Another interesting data point to keep an eye out for in the next bi-annual report will be how well some of HBO’s licensed content fared on Netflix. Shows like Insecure, Band of Brothers and Ballers began arriving on the platform in July and, according to Nielsen, they’ve seemingly found new life there.
And just this week, Disney became the latest “arms dealer” to unload product on Netflix, including titles that offer the kind of promise that SUITS fulfilled, including its onetime USA “blue sky” companion piece WHITE COLLAR, plus others. As VARIETY’s Todd Spengler reported, in exchange, Disney+ and Hulu will be able to non-exclusively tap into the 20 seasons of GREY’S ANATOMY, the first 19 of which have been proven winners for Netflix.
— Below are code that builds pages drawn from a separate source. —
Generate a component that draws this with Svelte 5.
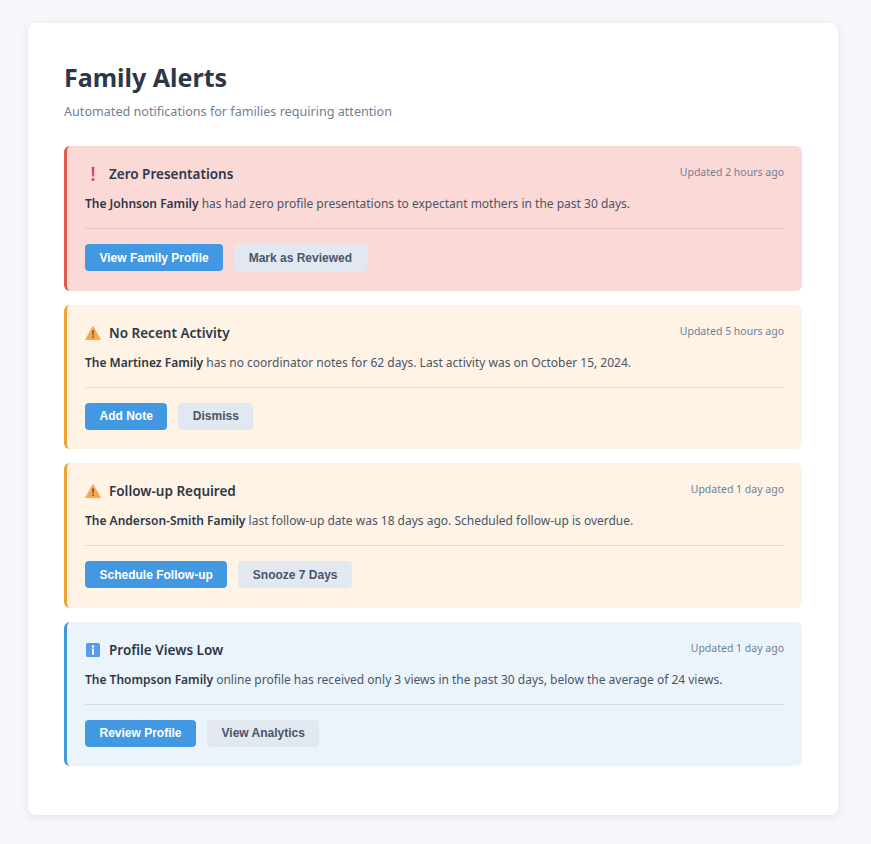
<script>
  const alerts = [
    { kind: 'critical', icon: 'bang', title: 'Zero Presentations', time: 'Updated 2 hours ago', family: 'The Johnson Family', text: ' has had zero profile presentations to expectant mothers in the past 30 days.', primary: 'View Family Profile', secondary: 'Mark as Reviewed' },
    { kind: 'warning', icon: 'warn', title: 'No Recent Activity', time: 'Updated 5 hours ago', family: 'The Martinez Family', text: ' has no coordinator notes for 62 days. Last activity was on October 15, 2024.', primary: 'Add Note', secondary: 'Dismiss' },
    { kind: 'warning', icon: 'warn', title: 'Follow-up Required', time: 'Updated 1 day ago', family: 'The Anderson-Smith Family', text: ' last follow-up date was 18 days ago. Scheduled follow-up is overdue.', primary: 'Schedule Follow-up', secondary: 'Snooze 7 Days' },
    { kind: 'info', icon: 'info', title: 'Profile Views Low', time: 'Updated 1 day ago', family: 'The Thompson Family', text: ' online profile has received only 3 views in the past 30 days, below the average of 24 views.', primary: 'Review Profile', secondary: 'View Analytics' }
  ];
</script>

<div class="page">
  <main class="card">
    <h1>Family Alerts</h1>
    <p class="sub">Automated notifications for families requiring attention</p>

    <div class="list">
      {#each alerts as a}
        <section class="alert {a.kind}">
          <div class="head">
            <div class="title">
              <svg class="icon" viewBox="0 0 16 16" width="16" height="16">
                {#if a.icon === 'bang'}
                  <path d="M6.7 1h2.6L8.8 10.6H7.2z" fill="#e8384f" />
                  <circle cx="8" cy="13.4" r="1.5" fill="#e8384f" />
                {:else if a.icon === 'warn'}
                  <path d="M8 1.6 15.4 14.6H.6z" fill="#f6a94e" stroke="#f6a94e" stroke-width="1" stroke-linejoin="round" />
                  <path d="M7.3 5.6h1.4l-.25 5H7.55z" fill="#4b3a2a" />
                  <circle cx="8" cy="12.3" r=".8" fill="#4b3a2a" />
                {:else}
                  <rect x="1" y="1" width="14" height="14" rx="1.5" fill="#5a9bea" />
                  <rect x="7" y="6.6" width="2" height="6" fill="#fff" />
                  <circle cx="8" cy="4.5" r="1.2" fill="#fff" />
                {/if}
              </svg>
              <h2>{a.title}</h2>
            </div>
            <span class="time">{a.time}</span>
          </div>
          <p class="body"><strong>{a.family}</strong>{a.text}</p>
          <div class="actions">
            <button class="primary">{a.primary}</button>
            <button class="secondary">{a.secondary}</button>
          </div>
        </section>
      {/each}
    </div>
  </main>
</div>

<style>
  :global(body) {
    margin: 0;
    background: #f5f7fa;
    font-family: "Noto Sans", "Open Sans", sans-serif;
    color: #2d3748;
  }
  .page { padding: 23px 33px 29px 28px; }
  .card {
    background: #fff;
    border-radius: 8px;
    box-shadow: 0 2px 10px rgba(0, 0, 0, 0.08);
    padding: 36px 36px 50px;
    height: 792px;
    box-sizing: border-box;
  }
  h1 {
    margin: 0;
    font-size: 25px;
    line-height: 36px;
    font-weight: 700;
    color: #2d3748;
  }
  .sub {
    margin: 7px 0 0;
    font-size: 12.6px;
    line-height: 20px;
    color: #718096;
  }
  .list {
    margin-top: 24px;
    display: flex;
    flex-direction: column;
    gap: 14px;
  }
  .alert {
    border-left: 3px solid;
    border-radius: 6px;
    padding: 18px 18px 18px 18px;
    height: 144.5px;
    box-sizing: border-box;
  }
  .critical { background: #fbd9d7; border-color: #e05a4f; }
  .warning { background: #fef3e4; border-color: #eda232; }
  .info { background: #ebf4fb; border-color: #4299d6; }
  .head {
    display: flex;
    justify-content: space-between;
    align-items: flex-start;
  }
  .title { display: flex; align-items: center; gap: 8px; }
  .icon { flex: none; }
  h2 {
    margin: 0;
    font-size: 13.5px;
    line-height: 20px;
    font-weight: 600;
    color: #2d3748;
  }
  .time {
    font-size: 10.5px;
    line-height: 16px;
    color: #718096;
  }
  .body {
    margin: 10px 0 0;
    font-size: 12px;
    line-height: 20px;
    color: #4a5568;
  }
  .body strong { font-weight: 600; color: #2d3748; }
  .actions {
    display: flex;
    gap: 11px;
    margin-top: 14px;
    padding-top: 15px;
    border-top: 1px solid rgba(0, 0, 0, 0.1);
  }
  button {
    border: 0;
    border-radius: 4px;
    height: 27px;
    padding: 0 14.5px;
    font-family: "Liberation Sans", Arial, sans-serif;
    font-size: 12px;
    font-weight: 700;
  }
  .primary { background: #4299e1; color: #fff; }
  .secondary { background: #e2e8f0; color: #4a5568; }
</style>
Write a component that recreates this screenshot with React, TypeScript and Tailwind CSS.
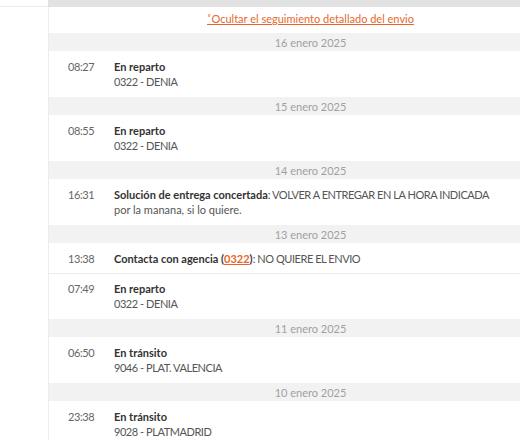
import React from "react";

type Entry = { time: string; title: React.ReactNode; sub?: React.ReactNode };
type Group = { date: string; entries: Entry[] };

const Caps = ({ children }: { children: React.ReactNode }) => (
  <span className="tracking-[-0.45px]">{children}</span>
);

const B = ({ children }: { children: React.ReactNode }) => (
  <b className="font-bold text-[#333]">{children}</b>
);

const groups: Group[] = [
  { date: "16 enero 2025", entries: [{ time: "08:27", title: <B>En reparto</B>, sub: <Caps>0322 - DENIA</Caps> }] },
  { date: "15 enero 2025", entries: [{ time: "08:55", title: <B>En reparto</B>, sub: <Caps>0322 - DENIA</Caps> }] },
  {
    date: "14 enero 2025",
    entries: [
      {
        time: "16:31",
        title: (
          <>
            <B>Solución de entrega concertada</B>
            <Caps>: VOLVER A ENTREGAR EN LA HORA INDICADA</Caps>
          </>
        ),
        sub: "por la manana, si lo quiere.",
      },
    ],
  },
  {
    date: "13 enero 2025",
    entries: [
      {
        time: "13:38",
        title: (
          <>
            <B>
              Contacta con agencia (<span className="text-[#e8662c] underline">0322</span>)
            </B>
            <Caps>: NO QUIERE EL ENVIO</Caps>
          </>
        ),
      },
      { time: "07:49", title: <B>En reparto</B>, sub: <Caps>0322 - DENIA</Caps> },
    ],
  },
  { date: "11 enero 2025", entries: [{ time: "06:50", title: <B>En tránsito</B>, sub: <Caps>9046 - PLAT. VALENCIA</Caps> }] },
  { date: "10 enero 2025", entries: [{ time: "23:38", title: <B>En tránsito</B>, sub: <Caps>9028 - PLATMADRID</Caps> }] },
];

export default function App() {
  return (
    <div className="w-[520px] h-[440px] overflow-hidden bg-white flex items-start font-['Lato',sans-serif] text-[11px] leading-[15px] text-[#555]">
      <div className="w-[48px] shrink-0">
        <div className="h-[6px]" />
        <div className="border-t border-[#ececec]" />
      </div>
      <div className="w-[524px] shrink-0">
        <div className="h-[7px] bg-[#e2e2e2]" />
        <div className="border-l border-[#ececec]">
          <div className="h-[26px] flex items-center justify-center pb-[3px]">
            <a className="text-[#e8662c] underline text-[11px]">˚Ocultar el seguimiento detallado del envio</a>
          </div>
          {groups.map((g) => (
            <div key={g.date}>
              <div className="h-[18px] bg-[#f2f2f2] flex items-center justify-center text-[#a0a0a0]">{g.date}</div>
              {g.entries.map((e, i) => (
                <div
                  key={i}
                  className={`flex pl-[19px] ${i > 0 ? "border-t border-[#ececec] pt-[7px] pb-[8px]" : g.entries.length > 1 ? "pt-[8px] pb-[7px]" : "pt-[8px] pb-[8px]"}`}
                >
                  <div className="w-[46px] shrink-0 text-[#666] tracking-[-0.4px]">{e.time}</div>
                  <div>
                    <div>{e.title}</div>
                    {e.sub && <div>{e.sub}</div>}
                  </div>
                </div>
              ))}
            </div>
          ))}
        </div>
      </div>
    </div>
  );
}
Even nearly two decades after its premiere, the show’s second season racked up more than 50 million hours of viewing during the first half of 2023, and as Sarandos chided, the fact that SUITS had been available on Peacock and Amazon prior to its breakout on Netflix will eventually provide an intriguing analysis as to whether or not more established competitors can make any dent of their own–or not.
Because should the pattern of the Netflix halo effect hold, it will likely cause even greater repercussions with expectations and staffing, and I suspect there will be even more research geeks circling the waters when subsequent releases of WHAT WE WATCHED are offered up. Indeed, the fact that Netflix has had this much of an impact is a major reason why a lot of us have all that time on our hands, and, frankly, we’re a harder group to please than even the journalists that spent yesterday slicing and dicing all of this.
So thanks again for the holiday goodies, Teddy. But fair warning. We’ll be back for more.